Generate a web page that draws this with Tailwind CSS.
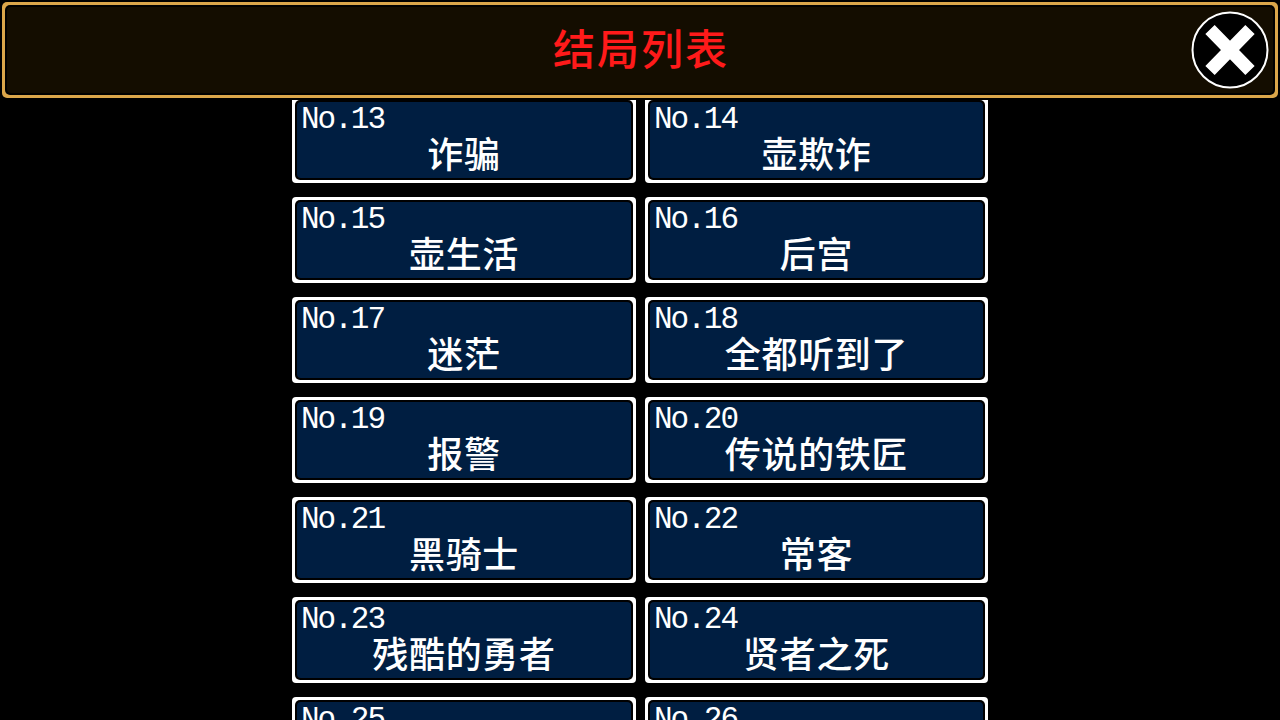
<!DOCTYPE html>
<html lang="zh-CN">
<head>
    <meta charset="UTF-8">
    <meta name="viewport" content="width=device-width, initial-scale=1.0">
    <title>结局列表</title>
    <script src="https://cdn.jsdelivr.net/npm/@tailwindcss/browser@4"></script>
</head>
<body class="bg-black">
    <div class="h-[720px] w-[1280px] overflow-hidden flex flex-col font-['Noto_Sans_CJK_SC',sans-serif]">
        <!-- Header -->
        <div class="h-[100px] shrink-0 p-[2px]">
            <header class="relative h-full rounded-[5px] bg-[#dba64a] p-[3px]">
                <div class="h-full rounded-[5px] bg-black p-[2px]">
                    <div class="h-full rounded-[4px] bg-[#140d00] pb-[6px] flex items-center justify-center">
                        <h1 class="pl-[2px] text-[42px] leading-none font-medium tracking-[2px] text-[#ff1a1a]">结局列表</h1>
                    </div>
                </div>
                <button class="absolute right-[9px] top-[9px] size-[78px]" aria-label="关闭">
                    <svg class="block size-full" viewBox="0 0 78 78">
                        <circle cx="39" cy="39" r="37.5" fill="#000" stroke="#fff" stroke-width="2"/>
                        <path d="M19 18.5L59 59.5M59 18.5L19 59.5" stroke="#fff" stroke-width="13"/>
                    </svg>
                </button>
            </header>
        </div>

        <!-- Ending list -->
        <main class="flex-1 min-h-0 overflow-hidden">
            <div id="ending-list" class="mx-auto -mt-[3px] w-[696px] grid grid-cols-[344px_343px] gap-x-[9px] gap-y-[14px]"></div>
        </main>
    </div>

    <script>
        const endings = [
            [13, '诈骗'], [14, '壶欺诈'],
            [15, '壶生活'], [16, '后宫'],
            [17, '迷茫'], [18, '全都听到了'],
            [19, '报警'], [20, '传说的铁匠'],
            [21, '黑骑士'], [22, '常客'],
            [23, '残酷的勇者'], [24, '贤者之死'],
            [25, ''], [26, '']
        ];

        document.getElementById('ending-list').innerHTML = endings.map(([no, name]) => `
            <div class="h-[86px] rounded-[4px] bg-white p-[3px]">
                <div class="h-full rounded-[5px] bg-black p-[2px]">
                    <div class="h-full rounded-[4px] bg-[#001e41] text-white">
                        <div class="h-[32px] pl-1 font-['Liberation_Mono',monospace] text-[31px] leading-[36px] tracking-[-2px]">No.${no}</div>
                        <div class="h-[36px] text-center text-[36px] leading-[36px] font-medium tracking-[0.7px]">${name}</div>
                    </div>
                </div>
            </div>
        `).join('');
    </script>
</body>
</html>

+ + + + +

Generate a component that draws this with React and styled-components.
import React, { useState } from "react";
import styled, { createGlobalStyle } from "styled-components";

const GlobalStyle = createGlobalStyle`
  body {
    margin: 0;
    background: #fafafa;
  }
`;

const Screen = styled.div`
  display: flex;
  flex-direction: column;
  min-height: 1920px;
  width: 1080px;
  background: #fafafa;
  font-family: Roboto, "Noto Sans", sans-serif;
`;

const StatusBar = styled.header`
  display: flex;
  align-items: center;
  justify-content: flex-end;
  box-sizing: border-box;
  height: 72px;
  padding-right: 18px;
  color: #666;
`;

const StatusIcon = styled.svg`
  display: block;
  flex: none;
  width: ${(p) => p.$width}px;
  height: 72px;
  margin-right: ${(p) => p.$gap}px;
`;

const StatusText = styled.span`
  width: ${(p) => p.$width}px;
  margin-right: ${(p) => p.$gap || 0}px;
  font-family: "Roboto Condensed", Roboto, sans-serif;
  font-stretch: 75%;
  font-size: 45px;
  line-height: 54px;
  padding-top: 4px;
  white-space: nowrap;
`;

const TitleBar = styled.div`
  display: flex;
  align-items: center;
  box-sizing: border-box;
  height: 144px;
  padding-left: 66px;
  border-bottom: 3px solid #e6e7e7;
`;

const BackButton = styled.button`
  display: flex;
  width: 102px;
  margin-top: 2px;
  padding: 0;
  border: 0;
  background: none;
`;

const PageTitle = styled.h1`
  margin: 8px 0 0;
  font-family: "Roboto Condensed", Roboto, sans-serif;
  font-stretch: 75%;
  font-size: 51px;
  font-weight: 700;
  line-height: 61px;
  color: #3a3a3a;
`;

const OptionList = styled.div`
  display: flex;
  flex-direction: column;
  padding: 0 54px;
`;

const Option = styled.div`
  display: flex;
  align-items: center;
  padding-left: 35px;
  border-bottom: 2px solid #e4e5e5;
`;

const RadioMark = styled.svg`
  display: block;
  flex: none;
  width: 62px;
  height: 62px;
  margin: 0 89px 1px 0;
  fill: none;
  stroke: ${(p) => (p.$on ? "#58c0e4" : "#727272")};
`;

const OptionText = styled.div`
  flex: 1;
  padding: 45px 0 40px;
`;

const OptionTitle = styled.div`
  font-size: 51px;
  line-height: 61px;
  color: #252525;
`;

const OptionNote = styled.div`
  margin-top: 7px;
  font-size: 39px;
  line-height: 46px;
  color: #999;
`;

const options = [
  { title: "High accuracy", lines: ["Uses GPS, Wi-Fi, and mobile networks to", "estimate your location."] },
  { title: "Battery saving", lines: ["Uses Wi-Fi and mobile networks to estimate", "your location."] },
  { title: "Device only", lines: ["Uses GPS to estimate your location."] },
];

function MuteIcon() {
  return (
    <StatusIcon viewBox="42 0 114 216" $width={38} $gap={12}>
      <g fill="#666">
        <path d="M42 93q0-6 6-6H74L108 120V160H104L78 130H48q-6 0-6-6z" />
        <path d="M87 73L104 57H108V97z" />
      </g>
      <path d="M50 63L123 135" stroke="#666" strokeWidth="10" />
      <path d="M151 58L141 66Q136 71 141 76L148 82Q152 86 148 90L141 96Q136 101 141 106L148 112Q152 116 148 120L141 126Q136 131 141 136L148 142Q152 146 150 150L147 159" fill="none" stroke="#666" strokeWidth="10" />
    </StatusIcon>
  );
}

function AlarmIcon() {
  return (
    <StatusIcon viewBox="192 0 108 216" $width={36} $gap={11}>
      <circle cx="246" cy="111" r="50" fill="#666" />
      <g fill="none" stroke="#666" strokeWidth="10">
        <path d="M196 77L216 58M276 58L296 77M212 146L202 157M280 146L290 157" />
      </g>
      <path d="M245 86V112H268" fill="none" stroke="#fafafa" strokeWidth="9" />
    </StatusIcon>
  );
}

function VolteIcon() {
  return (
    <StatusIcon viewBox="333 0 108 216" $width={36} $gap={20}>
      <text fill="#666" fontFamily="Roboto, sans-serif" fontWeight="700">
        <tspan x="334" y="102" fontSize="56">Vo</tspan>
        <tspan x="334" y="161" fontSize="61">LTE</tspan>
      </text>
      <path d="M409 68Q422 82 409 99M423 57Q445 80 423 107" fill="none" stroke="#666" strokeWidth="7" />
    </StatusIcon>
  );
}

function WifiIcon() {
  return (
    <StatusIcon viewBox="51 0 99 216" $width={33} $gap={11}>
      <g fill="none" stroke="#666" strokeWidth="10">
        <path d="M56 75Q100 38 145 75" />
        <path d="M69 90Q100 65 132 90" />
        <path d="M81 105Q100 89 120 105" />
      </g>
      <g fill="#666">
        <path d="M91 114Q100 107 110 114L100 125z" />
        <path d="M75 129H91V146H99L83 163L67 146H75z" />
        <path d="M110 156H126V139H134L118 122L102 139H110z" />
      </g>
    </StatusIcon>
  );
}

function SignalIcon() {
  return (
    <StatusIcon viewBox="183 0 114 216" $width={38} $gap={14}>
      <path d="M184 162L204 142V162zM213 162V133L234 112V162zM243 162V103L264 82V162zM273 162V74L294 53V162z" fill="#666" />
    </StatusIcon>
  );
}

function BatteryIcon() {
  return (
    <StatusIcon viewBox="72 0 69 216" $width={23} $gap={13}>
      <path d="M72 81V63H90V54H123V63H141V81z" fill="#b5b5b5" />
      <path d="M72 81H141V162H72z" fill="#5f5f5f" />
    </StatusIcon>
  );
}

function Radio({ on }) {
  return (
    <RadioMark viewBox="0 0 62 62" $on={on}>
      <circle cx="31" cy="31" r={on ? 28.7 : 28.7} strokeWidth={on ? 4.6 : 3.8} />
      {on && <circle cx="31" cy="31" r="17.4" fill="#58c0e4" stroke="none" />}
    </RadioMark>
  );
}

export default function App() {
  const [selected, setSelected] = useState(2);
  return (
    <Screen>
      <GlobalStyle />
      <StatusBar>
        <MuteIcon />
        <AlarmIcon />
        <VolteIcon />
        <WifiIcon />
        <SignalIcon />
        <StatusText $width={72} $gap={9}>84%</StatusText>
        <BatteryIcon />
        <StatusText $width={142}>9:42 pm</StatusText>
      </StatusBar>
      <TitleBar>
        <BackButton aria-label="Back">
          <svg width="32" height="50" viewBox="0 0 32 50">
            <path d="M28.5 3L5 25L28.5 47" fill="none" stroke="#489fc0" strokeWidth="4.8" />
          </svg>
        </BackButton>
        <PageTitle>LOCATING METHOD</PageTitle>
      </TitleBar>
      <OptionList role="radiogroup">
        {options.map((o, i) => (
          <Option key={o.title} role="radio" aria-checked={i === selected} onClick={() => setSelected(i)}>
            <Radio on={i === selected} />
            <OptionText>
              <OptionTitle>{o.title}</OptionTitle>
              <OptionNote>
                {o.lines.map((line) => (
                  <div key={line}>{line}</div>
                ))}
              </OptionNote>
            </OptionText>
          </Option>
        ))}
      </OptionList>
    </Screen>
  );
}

+ + + + +

▶ _Aim of the task_
Pick out the lines that include the word "components" and write them out.

▶ _The output_
Generate a component that draws this with React and styled-components.
import styled, { createGlobalStyle } from "styled-components";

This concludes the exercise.